You usually need at least one unique constraint besides the surrogate key, though. If you don't have one, you're liable to end up with data like this.
1 First title First description
2 First title First description
3 First title First description
...
17 Third title Third description
18 First title First description
Tables that permit data like that are usually wrong. Any table that uses foreign key references to this table won't be able to report correctly, say, the number of "First title" used.
I'd argue that allowing multiple, identical titles for roles in a user management system is a design error. I'd probably argue that "title" is a really bad name for that column, too.

How to create a unique index on a NULL column?

I am using SQL Server 2005. I want to constrain the values in a column to be unique, while allowing NULLS.
My current solution involves a unique index on a view like so:
CREATE VIEW vw_unq WITH SCHEMABINDING AS
SELECT Column1
FROM MyTable
WHERE Column1 IS NOT NULL
CREATE UNIQUE CLUSTERED INDEX unq_idx ON vw_unq (Column1)
Any better ideas?
Using SQL Server 2008, you can create a filtered index.
CREATE UNIQUE INDEX AK_MyTable_Column1 ON MyTable (Column1) WHERE Column1 IS NOT NULL
Another option is a trigger to check uniqueness, but this could affect performance.
The calculated column trick is widely known as a "nullbuster"; my notes credit Steve Kass:
CREATE TABLE dupNulls (
pk int identity(1,1) primary key,
X int NULL,
nullbuster as (case when X is null then pk else 0 end),
CONSTRAINT dupNulls_uqX UNIQUE (X,nullbuster)
)
Pretty sure you can't do that, as it violates the purpose of uniques.
However, this person seems to have a decent work around:
http://sqlservercodebook.blogspot.com/2008/04/multiple-null-values-in-unique-index-in.html
It is possible to use filter predicates to specify which rows to include in the index.
From the documentation:
WHERE <filter_predicate> Creates a filtered index by specifying which
rows to include in the index. The filtered index must be a
nonclustered index on a table. Creates filtered statistics for the
data rows in the filtered index.
Example:
CREATE TABLE Table1 (
NullableCol int NULL
)
CREATE UNIQUE INDEX IX_Table1 ON Table1 (NullableCol) WHERE NullableCol IS NOT NULL;
Strictly speaking, a unique nullable column (or set of columns) can be NULL (or a record of NULLs) only once, since having the same value (and this includes NULL) more than once obviously violates the unique constraint.
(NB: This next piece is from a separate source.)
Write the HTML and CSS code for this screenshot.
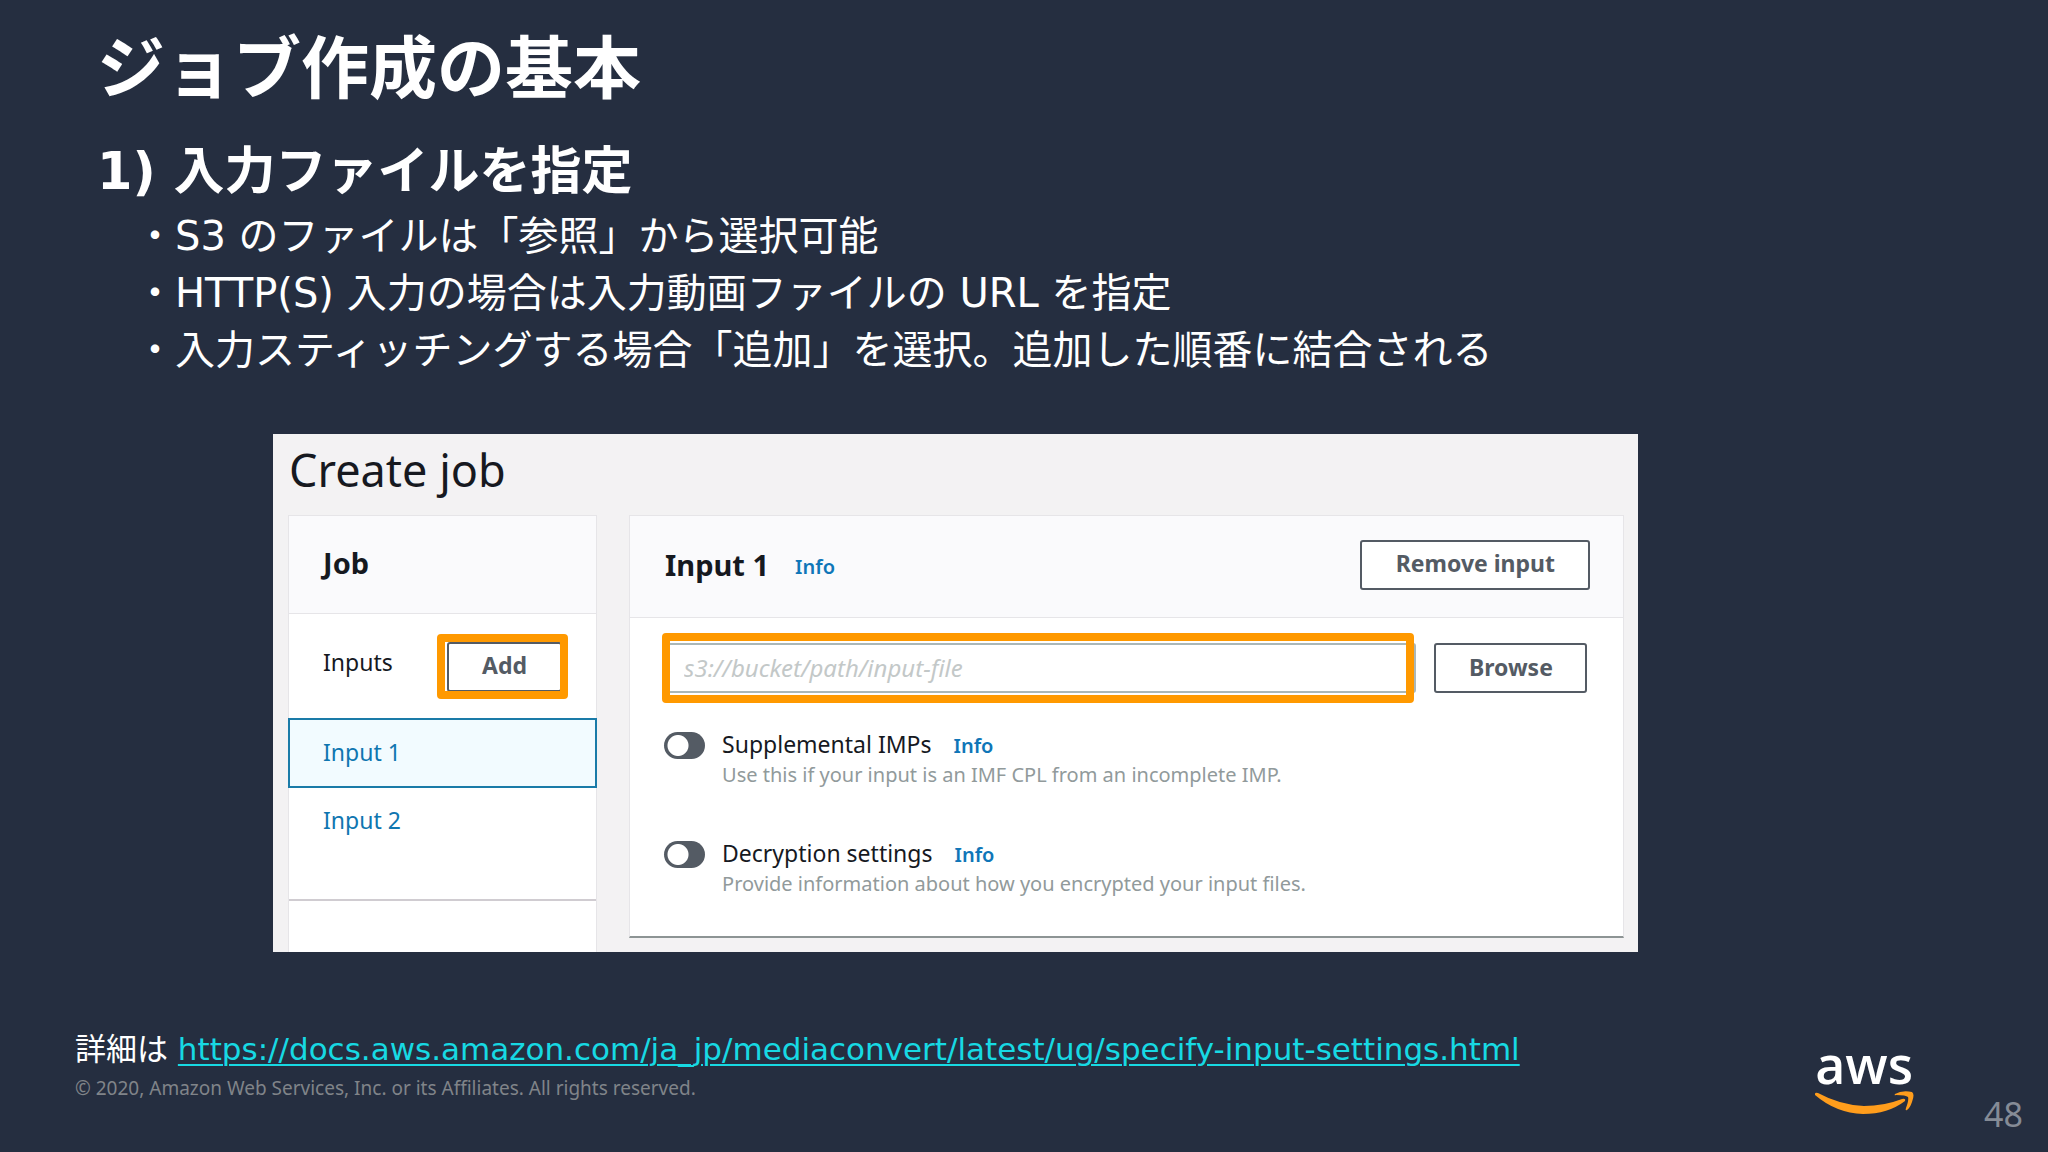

However, that doesn't mean the concept of "unique nullable columns" is valid; to actually implement it in any relational database we just have to bear in mind that this kind of databases are meant to be normalized to properly work, and normalization usually involves the addition of several (non-entity) extra tables to establish relationships between the entities.
Let's work a basic example considering only one "unique nullable column", it's easy to expand it to more such columns.
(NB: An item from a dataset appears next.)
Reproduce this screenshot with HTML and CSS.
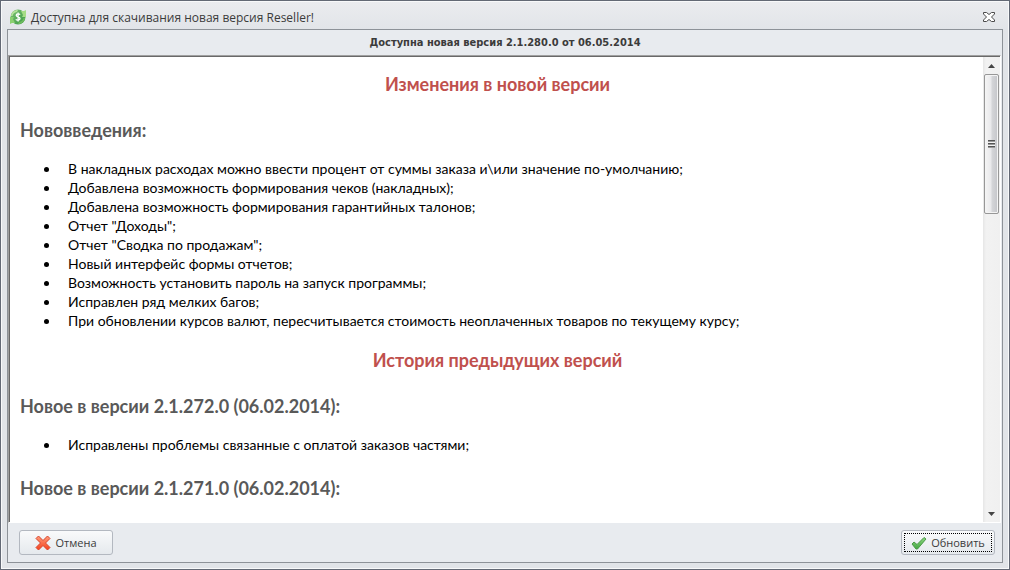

Suppose we the information represented by a table like this:
create table the_entity_incorrect
(
id integer,
uniqnull integer null, /* we want this to be "unique and nullable" */
primary key (id)
);
We can do it by putting uniqnull apart and adding a second table to establish a relationship between uniqnull values and the_entity (rather than having uniqnull "inside" the_entity):
create table the_entity
(
id integer,
primary key(id)
);
create table the_relation
(
the_entity_id integer not null,
uniqnull integer not null,
unique(the_entity_id),
unique(uniqnull),
/* primary key can be both or either of the_entity_id or uniqnull */
primary key (the_entity_id, uniqnull),
foreign key (the_entity_id) references the_entity(id)
);
To associate a value of uniqnull to a row in the_entity we need to also add a row in the_relation.
For rows in the_entity were no uniqnull values are associated (i.e. for the ones we would put NULL in the_entity_incorrect) we simply do not add a row in the_relation.
Note that values for uniqnull will be unique for all the_relation, and also notice that for each value in the_entity there can be at most one value in the_relation, since the primary and foreign keys on it enforce this.
Then, if a value of 5 for uniqnull is to be associated with an the_entity id of 3, we need to:
start transaction;
insert into the_entity (id) values (3);
insert into the_relation (the_entity_id, uniqnull) values (3, 5);
commit;
And, if an id value of 10 for the_entity has no uniqnull counterpart, we only do:
start transaction;
insert into the_entity (id) values (10);
commit;
To denormalize this information and obtain the data a table like the_entity_incorrect would hold, we need to:
select
id, uniqnull
from
the_entity left outer join the_relation
on
the_entity.id = the_relation.the_entity_id
;
The "left outer join" operator ensures all rows from the_entity will appear in the result, putting NULL in the uniqnull column when no matching columns are present in the_relation.
Remember, any effort spent for some days (or weeks or months) in designing a well normalized database (and the corresponding denormalizing views and procedures) will save you years (or decades) of pain and wasted resources.